Consistency in the cadence of pre-reads builds trust across functions. When stakeholders know they will encounter a familiar structure, they can prepare more efficiently and contribute with less cognitive load. The cadence should align with how decisions are made within the organization: weekly check-ins, sprint milestones, or quarterly reviews. In every case, the pre-read establishes the frame, the decision, and the minimal context required to participate meaningfully. A predictable rhythm reduces fatigue and increases engagement, enabling teams to focus on impact rather than process.
Pairing pre-reads with a short, purpose-driven meeting agenda reinforces efficiency. The agenda should allocate a fixed amount of time to each decision, with a guardrail for deviations. During the session, facilitators can steer discussions back to the decision point and reference the pre-read to anchor arguments. When participants observe that the pre-read has already answered the bulk of questions, the meeting becomes a forum for alignment and commitment rather than exploration for exploration’s sake.

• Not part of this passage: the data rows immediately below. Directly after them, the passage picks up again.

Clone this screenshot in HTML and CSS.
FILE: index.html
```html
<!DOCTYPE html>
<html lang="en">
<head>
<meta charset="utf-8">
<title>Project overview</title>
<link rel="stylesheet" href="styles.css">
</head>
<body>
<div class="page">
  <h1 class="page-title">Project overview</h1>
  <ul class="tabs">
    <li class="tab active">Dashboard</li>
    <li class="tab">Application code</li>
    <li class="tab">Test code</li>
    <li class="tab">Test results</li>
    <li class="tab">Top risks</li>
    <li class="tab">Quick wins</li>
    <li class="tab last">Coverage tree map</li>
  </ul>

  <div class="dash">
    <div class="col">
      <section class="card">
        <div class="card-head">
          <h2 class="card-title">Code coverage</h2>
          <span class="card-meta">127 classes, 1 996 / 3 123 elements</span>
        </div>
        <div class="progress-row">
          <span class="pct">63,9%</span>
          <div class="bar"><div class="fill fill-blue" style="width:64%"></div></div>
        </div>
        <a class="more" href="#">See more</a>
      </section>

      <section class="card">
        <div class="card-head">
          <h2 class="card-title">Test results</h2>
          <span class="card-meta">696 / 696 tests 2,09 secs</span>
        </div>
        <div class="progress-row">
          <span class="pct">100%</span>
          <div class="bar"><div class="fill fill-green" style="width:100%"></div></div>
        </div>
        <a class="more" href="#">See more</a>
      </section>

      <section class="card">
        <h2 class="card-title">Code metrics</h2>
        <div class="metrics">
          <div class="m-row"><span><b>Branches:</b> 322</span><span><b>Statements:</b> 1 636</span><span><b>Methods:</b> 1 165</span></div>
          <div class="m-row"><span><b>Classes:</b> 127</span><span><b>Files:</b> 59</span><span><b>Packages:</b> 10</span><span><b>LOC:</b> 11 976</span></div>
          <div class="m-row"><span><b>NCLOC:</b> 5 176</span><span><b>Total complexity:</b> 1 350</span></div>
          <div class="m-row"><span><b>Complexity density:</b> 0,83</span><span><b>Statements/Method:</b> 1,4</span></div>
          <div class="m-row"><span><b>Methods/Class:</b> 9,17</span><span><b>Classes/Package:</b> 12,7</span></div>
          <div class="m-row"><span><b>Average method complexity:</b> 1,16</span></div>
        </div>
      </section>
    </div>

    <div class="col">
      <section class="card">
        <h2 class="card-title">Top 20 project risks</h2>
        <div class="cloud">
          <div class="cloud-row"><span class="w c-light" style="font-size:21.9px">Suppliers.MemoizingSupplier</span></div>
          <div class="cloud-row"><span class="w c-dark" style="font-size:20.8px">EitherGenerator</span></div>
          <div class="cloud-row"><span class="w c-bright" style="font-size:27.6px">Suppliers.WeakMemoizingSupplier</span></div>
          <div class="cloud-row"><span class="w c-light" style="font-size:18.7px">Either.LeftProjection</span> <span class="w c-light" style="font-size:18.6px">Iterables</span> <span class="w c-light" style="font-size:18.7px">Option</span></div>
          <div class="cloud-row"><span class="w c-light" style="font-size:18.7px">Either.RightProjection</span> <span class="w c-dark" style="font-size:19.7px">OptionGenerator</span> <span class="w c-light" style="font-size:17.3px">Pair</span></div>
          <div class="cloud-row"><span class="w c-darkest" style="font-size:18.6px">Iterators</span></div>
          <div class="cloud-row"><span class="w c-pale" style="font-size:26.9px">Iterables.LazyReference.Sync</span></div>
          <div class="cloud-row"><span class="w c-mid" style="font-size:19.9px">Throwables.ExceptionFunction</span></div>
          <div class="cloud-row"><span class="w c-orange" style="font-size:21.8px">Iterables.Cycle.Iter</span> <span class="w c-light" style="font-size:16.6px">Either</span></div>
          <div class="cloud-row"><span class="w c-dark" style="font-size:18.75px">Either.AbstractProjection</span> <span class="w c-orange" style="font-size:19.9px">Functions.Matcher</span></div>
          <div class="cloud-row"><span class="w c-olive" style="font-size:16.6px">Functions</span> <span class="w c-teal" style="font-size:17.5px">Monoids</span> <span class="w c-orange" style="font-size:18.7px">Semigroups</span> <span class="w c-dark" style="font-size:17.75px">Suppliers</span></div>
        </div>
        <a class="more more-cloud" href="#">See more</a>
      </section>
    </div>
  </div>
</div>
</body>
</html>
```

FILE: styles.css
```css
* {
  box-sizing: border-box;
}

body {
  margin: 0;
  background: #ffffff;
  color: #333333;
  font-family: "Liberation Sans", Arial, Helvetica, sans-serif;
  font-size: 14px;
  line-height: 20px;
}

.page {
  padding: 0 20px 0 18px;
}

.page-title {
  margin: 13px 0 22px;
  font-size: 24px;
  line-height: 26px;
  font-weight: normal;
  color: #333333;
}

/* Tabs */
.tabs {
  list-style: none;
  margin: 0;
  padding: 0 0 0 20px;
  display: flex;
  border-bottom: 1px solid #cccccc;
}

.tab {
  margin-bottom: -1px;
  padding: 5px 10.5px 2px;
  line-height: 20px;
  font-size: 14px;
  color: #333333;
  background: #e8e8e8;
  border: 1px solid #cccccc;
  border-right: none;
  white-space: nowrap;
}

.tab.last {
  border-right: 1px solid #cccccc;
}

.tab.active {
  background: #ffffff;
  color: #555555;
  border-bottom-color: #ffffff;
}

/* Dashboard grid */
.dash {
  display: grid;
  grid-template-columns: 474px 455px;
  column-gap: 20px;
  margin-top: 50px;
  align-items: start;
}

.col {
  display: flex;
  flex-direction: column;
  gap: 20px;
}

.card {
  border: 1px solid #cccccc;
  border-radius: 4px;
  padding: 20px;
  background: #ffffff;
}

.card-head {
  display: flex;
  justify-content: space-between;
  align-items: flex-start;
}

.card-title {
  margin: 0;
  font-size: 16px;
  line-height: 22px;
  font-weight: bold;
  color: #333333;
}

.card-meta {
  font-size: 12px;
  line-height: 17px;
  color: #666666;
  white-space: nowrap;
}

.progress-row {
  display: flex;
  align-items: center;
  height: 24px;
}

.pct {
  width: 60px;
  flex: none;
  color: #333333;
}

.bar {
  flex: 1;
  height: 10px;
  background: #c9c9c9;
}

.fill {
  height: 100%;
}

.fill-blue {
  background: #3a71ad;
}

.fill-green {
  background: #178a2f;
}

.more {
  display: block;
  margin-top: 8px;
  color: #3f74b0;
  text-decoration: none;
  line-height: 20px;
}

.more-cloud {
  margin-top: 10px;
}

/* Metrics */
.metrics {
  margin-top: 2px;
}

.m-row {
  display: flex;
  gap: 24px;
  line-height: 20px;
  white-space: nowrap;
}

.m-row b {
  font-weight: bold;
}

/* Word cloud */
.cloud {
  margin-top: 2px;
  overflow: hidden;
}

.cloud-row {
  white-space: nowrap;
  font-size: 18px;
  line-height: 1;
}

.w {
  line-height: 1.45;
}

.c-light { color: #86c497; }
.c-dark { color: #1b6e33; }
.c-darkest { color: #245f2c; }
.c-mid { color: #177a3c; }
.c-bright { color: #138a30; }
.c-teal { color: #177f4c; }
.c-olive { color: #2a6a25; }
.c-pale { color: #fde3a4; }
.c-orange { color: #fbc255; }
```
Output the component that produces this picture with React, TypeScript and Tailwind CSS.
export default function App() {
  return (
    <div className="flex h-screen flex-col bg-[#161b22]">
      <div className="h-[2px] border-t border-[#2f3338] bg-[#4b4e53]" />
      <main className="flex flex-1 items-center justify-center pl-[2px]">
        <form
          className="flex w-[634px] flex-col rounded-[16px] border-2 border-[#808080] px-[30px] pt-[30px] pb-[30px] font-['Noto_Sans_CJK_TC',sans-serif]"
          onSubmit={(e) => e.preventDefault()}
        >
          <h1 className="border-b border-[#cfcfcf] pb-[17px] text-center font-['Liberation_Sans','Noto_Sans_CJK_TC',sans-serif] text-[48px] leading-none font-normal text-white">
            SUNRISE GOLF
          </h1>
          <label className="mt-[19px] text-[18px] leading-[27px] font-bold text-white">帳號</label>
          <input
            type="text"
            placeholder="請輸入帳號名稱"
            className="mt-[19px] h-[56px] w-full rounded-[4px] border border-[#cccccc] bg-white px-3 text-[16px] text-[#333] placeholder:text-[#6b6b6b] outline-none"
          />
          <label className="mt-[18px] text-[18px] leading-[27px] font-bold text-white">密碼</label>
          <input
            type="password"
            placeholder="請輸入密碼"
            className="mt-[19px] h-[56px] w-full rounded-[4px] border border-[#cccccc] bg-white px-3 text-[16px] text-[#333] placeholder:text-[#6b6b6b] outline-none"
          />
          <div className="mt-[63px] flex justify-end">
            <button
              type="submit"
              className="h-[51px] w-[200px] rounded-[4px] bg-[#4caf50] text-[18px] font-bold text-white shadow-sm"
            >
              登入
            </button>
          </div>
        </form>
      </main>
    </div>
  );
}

Start small by piloting the approach in one team and measure impact through simple metrics. Track time saved, the rate at which decisions are reached, and attendee satisfaction with clarity. Gather qualitative feedback about the usefulness of the information presented and whether the pre-read helped participants prepare more effectively. Use these insights to refine the template and language. Over time, the practice expands to other teams as confidence grows, creating a universal standard that trims waste and accelerates progress.
Finally, cultivate a culture that values crisp communication and decisive action. Encourage curiosity within boundaries: ask precise questions, demand concise data, and resist information overload. Leaders should model the behavior by delivering pre-reads that embody the principle of “enough, not everything.” As teams adopt this discipline, meetings become engines of progress, producing clear decisions, aligned expectations, and measurable outcomes that endure beyond any single project. The result is a durable, scalable approach to collaboration that benefits the entire organization.